汤婆子 Traditional Chinese Hot Water Bottle

 

 

 

 

 

 

 

 

 

 

 

 

 

 

 

 

 

 

 

 

 

 

 

 

 

 

 

 

 

 

 

 

 

 

 

 

 

 

 

 

 

 

 

 

 

 

 

 

 

 

 

 

 

 

 

 

 

 

 

 

 

 

 

 

 

 

 

 

 

 

 

 

 

 

 

 

 

 

 

 

 

 

 

 

 

 

 

 

It is already winter in China. Before the advent of electricity, how did people keep warm in the old days? Enter the 汤婆子(tang pozi) or the traditional hot water bottle. It is basically the same thing as modern hot water bottles made out of rubber or PVC but was made out of pottery or metal with good heat retention properties such as copper. “汤” used to mean boiling water and “婆子” means "wife", with the rather sexist meaning that the tang pozi would keep you warm the way hugging your wife would.

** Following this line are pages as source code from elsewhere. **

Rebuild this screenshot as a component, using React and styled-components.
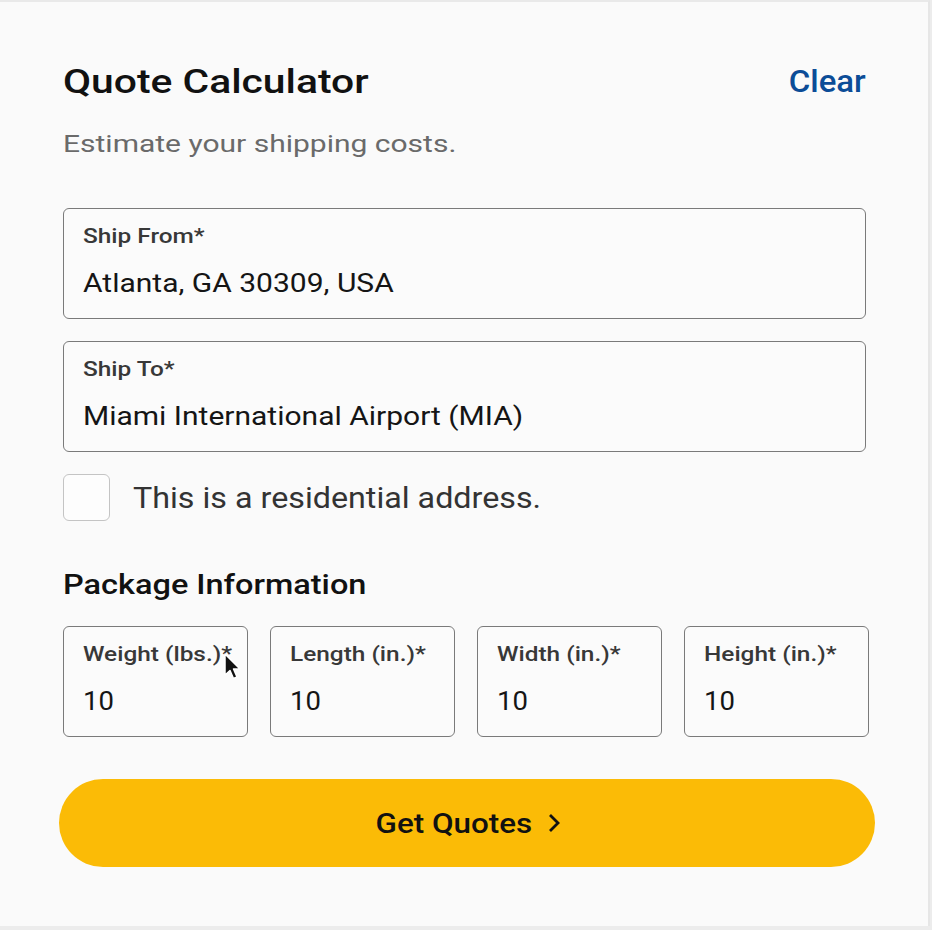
import React from "react";
import styled, { createGlobalStyle, css } from "styled-components";

const GlobalStyle = createGlobalStyle`
  html, body {
    margin: 0;
    padding: 0;
    background: #ececec;
  }
  body {
    font-family: Roboto, "Liberation Sans", Arial, sans-serif;
    -webkit-font-smoothing: antialiased;
  }
`;

// the type in this design is set noticeably wider than stock Roboto
const wide = (x, origin = "0 50%") => css`
  transform: scaleX(${x});
  transform-origin: ${origin};
`;

const Card = styled.div`
  box-sizing: border-box;
  width: 930px;
  height: 926px;
  background: #fafafa;
  border-top: 2px solid #e9e9e9;
  border-right: 2px solid #e6e6e6;
  padding: 59px 62px 0 63px;
  display: flex;
  flex-direction: column;
`;

const Header = styled.div`
  display: flex;
  align-items: center;
  justify-content: space-between;
`;

const Title = styled.h1`
  margin: 0;
  font-size: 34px;
  line-height: 40px;
  font-weight: 500;
  color: #111;
  ${wide(1.2)}
`;

const ClearLink = styled.button`
  border: 0;
  background: none;
  padding: 0;
  font-family: inherit;
  font-size: 32px;
  line-height: 40px;
  font-weight: 500;
  color: #0b4c97;
  cursor: pointer;
  ${wide(1.03, "100% 50%")}
`;

const Subtitle = styled.p`
  align-self: flex-start;
  margin: 28px 0 0;
  font-size: 24px;
  line-height: 30px;
  color: #6a6a6a;
  ${wide(1.25)}
`;

const Stack = styled.div`
  display: flex;
  flex-direction: column;
  gap: 22px;
  margin-top: 49px;
`;

const Field = styled.label`
  position: relative;
  box-sizing: border-box;
  height: 111px;
  border: 1.5px solid #7a7a7a;
  border-radius: 6px;
  padding: 14px 19px 0;
  display: flex;
  flex-direction: column;
  align-items: flex-start;
  gap: 19px;
  background: #fbfbfb;
`;

const FieldLabel = styled.span`
  display: inline-block;
  font-size: 20px;
  line-height: 26px;
  font-weight: 500;
  color: #383838;
  ${wide(1.22)}
`;

const FieldValue = styled.span`
  display: inline-block;
  font-size: 25px;
  line-height: 32px;
  color: #151515;
  ${({ $short }) => ($short ? wide(1.1) : wide(1.2))}
`;

const CheckRow = styled.div`
  display: flex;
  align-items: center;
  gap: 23px;
`;

const CheckBox = styled.span`
  box-sizing: border-box;
  width: 47px;
  height: 47px;
  border: 1.5px solid #c4c4c4;
  border-radius: 6px;
  background: #fdfdfd;
`;

const CheckText = styled.span`
  display: inline-block;
  font-size: 30px;
  line-height: 34px;
  color: #333;
  ${wide(1.075)}
`;

const SectionTitle = styled.h2`
  align-self: flex-start;
  margin: 48px 0 0;
  font-size: 28px;
  line-height: 32px;
  font-weight: 500;
  color: #111;
  ${wide(1.16)}
`;

const PackageGrid = styled.div`
  display: grid;
  grid-template-columns: repeat(4, 1fr);
  gap: 22px;
  margin: 25px -3px 0 0;
`;

const Cursor = styled.svg`
  position: absolute;
  left: 159px;
  top: 25px;
  width: 20px;
  height: 30px;
`;

const QuoteButton = styled.button`
  margin: 42px -9px 0 -4px;
  padding: 0 0 0 12px;
  height: 88px;
  border: 0;
  border-radius: 44px;
  background: #fbbb06;
  display: flex;
  align-items: center;
  justify-content: center;
  gap: 22px;
  font-family: inherit;
  color: #111;
  cursor: pointer;
`;

const ButtonText = styled.span`
  display: inline-block;
  font-size: 28px;
  font-weight: 500;
  ${wide(1.12, "50% 50%")}
`;

const packageFields = [
  { label: "Weight (lbs.)*", value: "10", cursor: true },
  { label: "Length (in.)*", value: "10" },
  { label: "Width (in.)*", value: "10" },
  { label: "Height (in.)*", value: "10" },
];

export default function App() {
  return (
    <>
      <GlobalStyle />
      <Card>
        <Header>
          <Title>Quote Calculator</Title>
          <ClearLink>Clear</ClearLink>
        </Header>
        <Subtitle>Estimate your shipping costs.</Subtitle>

        <Stack>
          <Field>
            <FieldLabel>Ship From*</FieldLabel>
            <FieldValue>Atlanta, GA 30309, USA</FieldValue>
          </Field>
          <Field>
            <FieldLabel>Ship To*</FieldLabel>
            <FieldValue>Miami International Airport (MIA)</FieldValue>
          </Field>
          <CheckRow>
            <CheckBox />
            <CheckText>This is a residential address.</CheckText>
          </CheckRow>
        </Stack>

        <SectionTitle>Package Information</SectionTitle>
        <PackageGrid>
          {packageFields.map((f) => (
            <Field key={f.label}>
              <FieldLabel>{f.label}</FieldLabel>
              <FieldValue $short>{f.value}</FieldValue>
              {f.cursor && (
                <Cursor viewBox="0 0 20 30">
                  <path
                    d="M2 2 L2 23 L7 18.5 L10.5 26.5 L14 25 L10.5 17 L17 17 Z"
                    fill="#111"
                    stroke="#fff"
                    strokeWidth="1.5"
                    strokeLinejoin="round"
                  />
                </Cursor>
              )}
            </Field>
          ))}
        </PackageGrid>

        <QuoteButton>
          <ButtonText>Get Quotes</ButtonText>
          <svg width="16" height="22" viewBox="0 0 16 22">
            <path
              d="M4 3 L12 11 L4 19"
              fill="none"
              stroke="#111"
              strokeWidth="2.8"
            />
          </svg>
        </QuoteButton>
      </Card>
    </>
  );
}
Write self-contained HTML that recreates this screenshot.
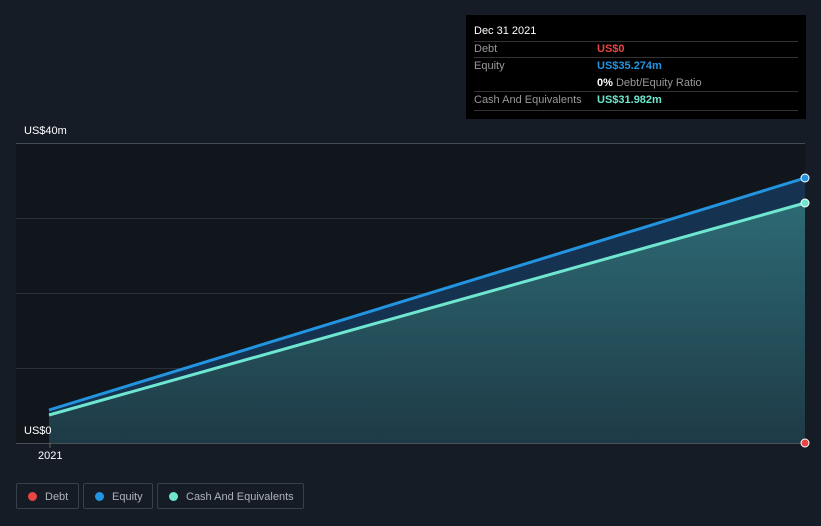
<!DOCTYPE html><html><head><style>
body{margin:0;width:821px;height:526px;background:#161c26;font-family:"Liberation Sans",sans-serif;overflow:hidden;position:relative}
.t{position:absolute;font-size:11px;color:#fff}
.tip{position:absolute;left:466px;top:15px;width:340px;height:104px;background:#000;}
.tip .r{position:absolute;left:8px;width:324px;border-bottom:1px solid #333;font-size:11px;color:#999;height:16px}
.leg{position:absolute;top:483px;height:26px;border:1px solid #3a404a;border-radius:2px;color:#aeb3bb;font-size:11px;line-height:26px;box-sizing:border-box}
.leg i{position:absolute;left:11px;top:8px;width:9px;height:9px;border-radius:50%}
</style></head><body>
<svg width="821" height="526" style="position:absolute;left:0;top:0">
<defs><linearGradient id="g" x1="0" y1="0" x2="0" y2="1"><stop offset="0" stop-color="#2d6a74"/><stop offset="1" stop-color="#1e3a46"/></linearGradient></defs>
<rect x="16" y="143" width="789" height="300" fill="#11151c"/>
<line x1="16" y1="143.5" x2="805" y2="143.5" stroke="#444a52"/>
<line x1="16" y1="218.5" x2="805" y2="218.5" stroke="#2a3038"/>
<line x1="16" y1="293.5" x2="805" y2="293.5" stroke="#2a3038"/>
<line x1="16" y1="368.5" x2="805" y2="368.5" stroke="#2a3038"/>
<polygon points="49,410 805,178 805,203 49,415" fill="#153250"/>
<polygon points="49,415 805,203 805,443 49,443" fill="url(#g)"/>
<line x1="16" y1="443.5" x2="805" y2="443.5" stroke="#4a5058"/>
<line x1="50" y1="443" x2="50" y2="448" stroke="#666"/>
<line x1="49" y1="410" x2="805" y2="178" stroke="#2394e0" stroke-width="3"/>
<line x1="49" y1="415" x2="805" y2="203" stroke="#6ee6d0" stroke-width="3"/>
<circle cx="805" cy="178" r="4" fill="#2394e0" stroke="#fff" stroke-width="1"/>
<circle cx="805" cy="203" r="4" fill="#6ee6d0" stroke="#fff" stroke-width="1"/>
<circle cx="805" cy="443" r="4" fill="#e84545" stroke="#fff" stroke-width="1"/>
</svg>
<div class="t" style="left:24px;top:125px">US$40m</div>
<div class="t" style="left:24px;top:425px">US$0</div>
<div class="t" style="left:38px;top:450px">2021</div>
<div class="tip">
<div class="t" style="left:8px;top:10px">Dec 31 2021</div>
<div style="position:absolute;left:8px;top:26px;width:324px;border-top:1px solid #333"></div>
<div class="r" style="top:26px"><span style="position:absolute;top:2px">Debt</span><span style="position:absolute;left:123px;top:2px;color:#e84545;font-weight:bold">US$0</span></div>
<div class="r" style="top:43px;border:0"><span style="position:absolute;top:2px">Equity</span><span style="position:absolute;left:123px;top:2px;color:#2394e0;font-weight:bold">US$35.274m</span></div>
<div class="r" style="top:60px"><span style="position:absolute;left:123px;top:2px"><b style="color:#fff">0%</b> Debt/Equity Ratio</span></div>
<div class="r" style="top:77px;height:18px"><span style="position:absolute;top:2px">Cash And Equivalents</span><span style="position:absolute;left:123px;top:2px;color:#6ee6d0;font-weight:bold">US$31.982m</span></div>
</div>
<div class="leg" style="left:16px;width:63px"><i style="background:#e84545"></i><span style="position:absolute;left:28px">Debt</span></div>
<div class="leg" style="left:83px;width:70px"><i style="background:#2394e0"></i><span style="position:absolute;left:28px">Equity</span></div>
<div class="leg" style="left:157px;width:147px"><i style="background:#6ee6d0"></i><span style="position:absolute;left:28px">Cash And Equivalents</span></div>
</body></html>
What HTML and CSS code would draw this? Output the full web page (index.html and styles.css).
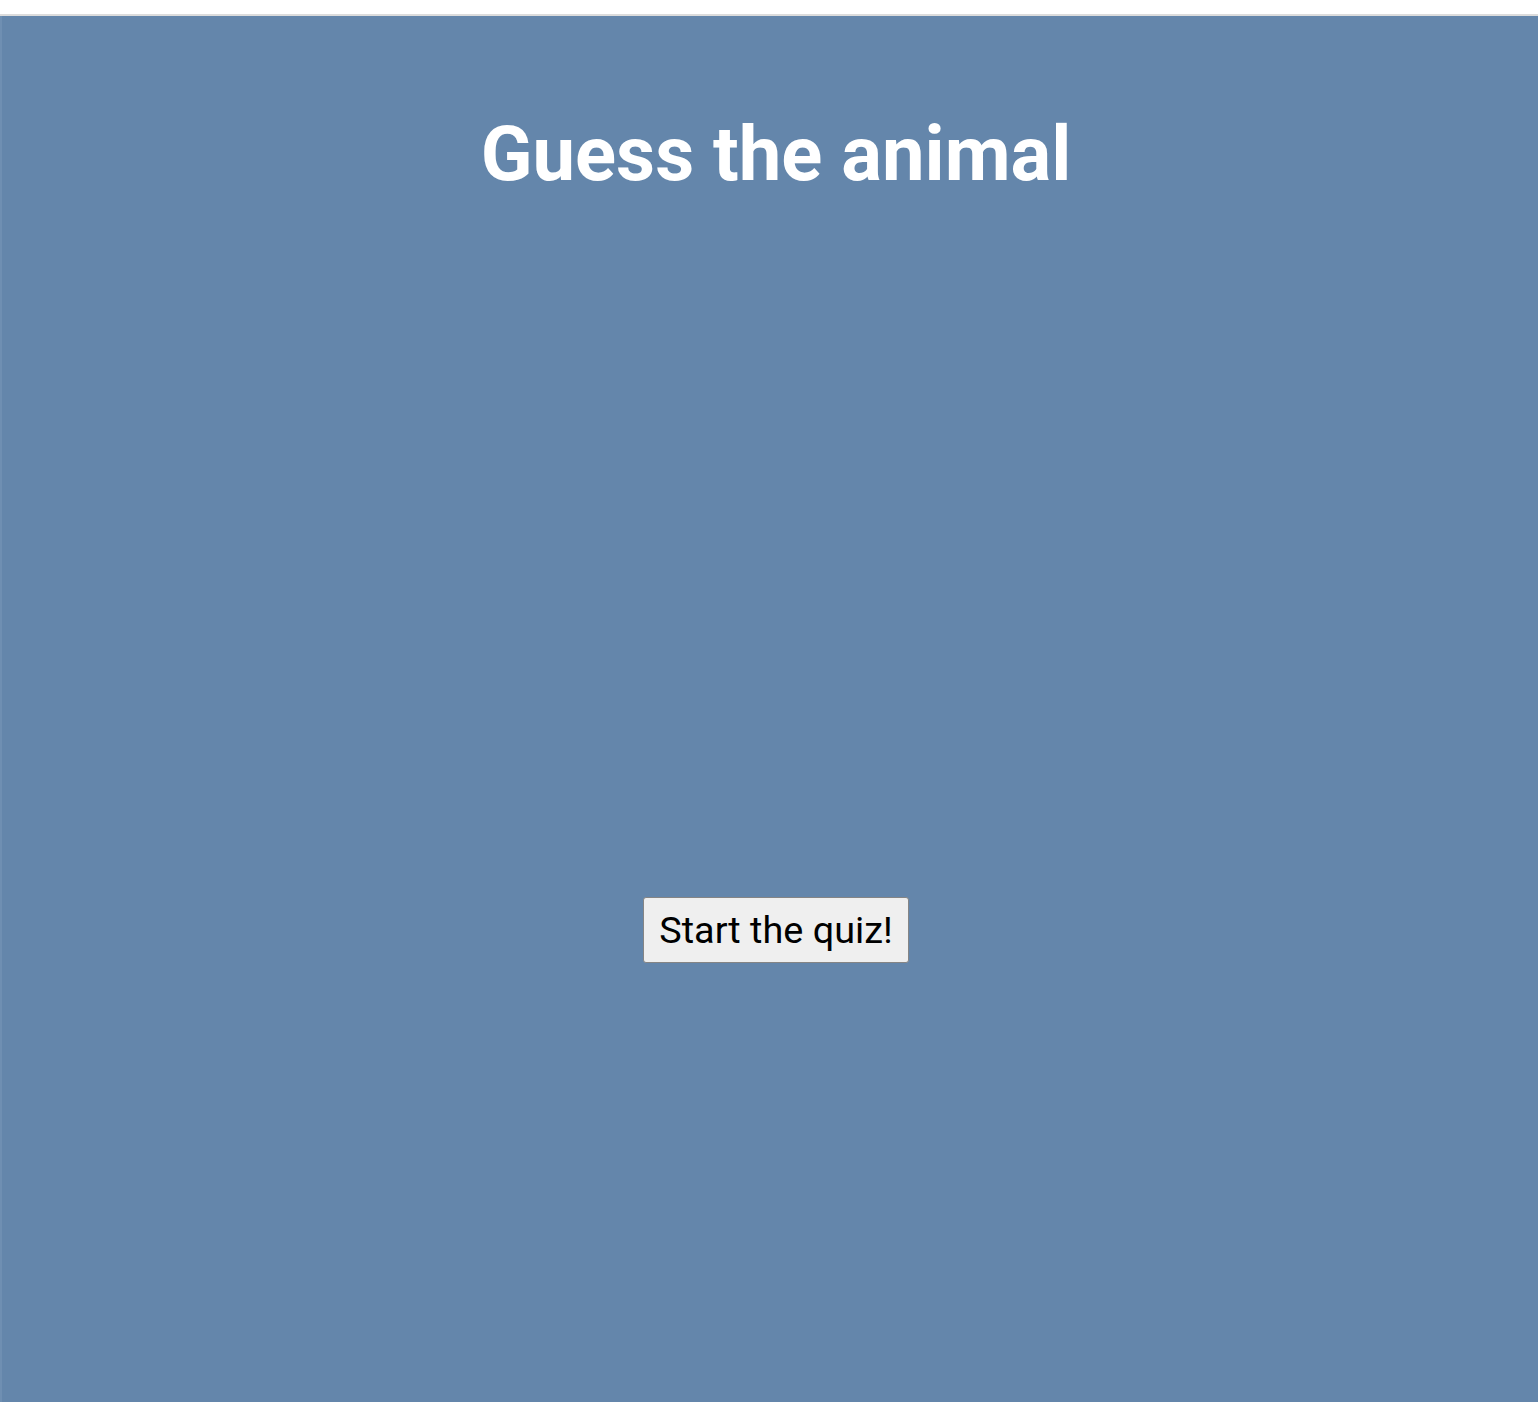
FILE: index.html
```html
<!DOCTYPE html>
<html lang="en">
<head>
<meta charset="utf-8">
<title>Guess the animal</title>
<link rel="stylesheet" href="styles.css">
</head>
<body>
<div class="top-strip"></div>
<main class="stage">
  <h1 class="title">Guess the animal</h1>
  <div class="actions">
    <button class="start-btn" type="button">Start the quiz!</button>
  </div>
</main>
</body>
</html>
```

FILE: styles.css
```css
html, body {
  margin: 0;
  padding: 0;
  background: #ffffff;
}

body {
  font-family: Roboto, "Liberation Sans", Arial, sans-serif;
}

.top-strip {
  height: 14px;
  background: #ffffff;
  border-bottom: 2px solid #dcdcdc;
}

.stage {
  background: #6486ab;
  min-height: 1386px;
  padding: 94px 0 0 12px;
  box-sizing: border-box;
  display: flex;
  flex-direction: column;
  align-items: center;
  border-left: 2px solid #6f8fb2;
}

.title {
  margin: 0;
  color: #ffffff;
  font-size: 76px;
  font-weight: 700;
  line-height: 1.172;
  text-align: center;
}

.actions {
  margin-top: 698px;
  display: flex;
  justify-content: center;
}

.start-btn {
  font-family: Roboto, "Liberation Sans", Arial, sans-serif;
  font-size: 37.8px;
  line-height: 1.172;
  color: #000000;
  background: #efefef;
  border: 1px solid #858585;
  border-radius: 3px;
  padding: 10px 15px;
  margin: 0;
  cursor: pointer;
}
```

Usage is pretty simple, you would pour boiling water into the bottle, screw on the lid on tight and then use it to warm your hands, body or your bed. It is helpful to have put it in a cloth cover beforehand to prevent the hot surface from scalding the user and to help retain warmth. A traditional way to use it would be to put it at the foot of the bed under the blankets before bedtime so that the bed would be warm by the time the user goes to bed and continue radiating heat all night. It would still be warm in the morning and some people actually use the water for facewashing though it is not advisable to drink water that has been in a copper utensil all night.

With the advent of electric warmer options and modern hot water bottle made of flexible materials, 汤婆子 have become less common. However, recently there has been a wave of nostalgia for the old days and 汤婆子 have made a comeback. Some advantages include: no usage of electricity with its attendant dangers and expense, ability to withstand higher temperatures and longer heat retention compared with modern materials and greater durability (with good care, it can be passed down to the next generation as an antique).

It has also become trendy nowadays as wedding presents for young newlyweds with pairs of them engraved with the traditional auspicious dragon and phoenix combinations and packaged beautifully in gift boxes.

Of course, they also go so well with hanfu!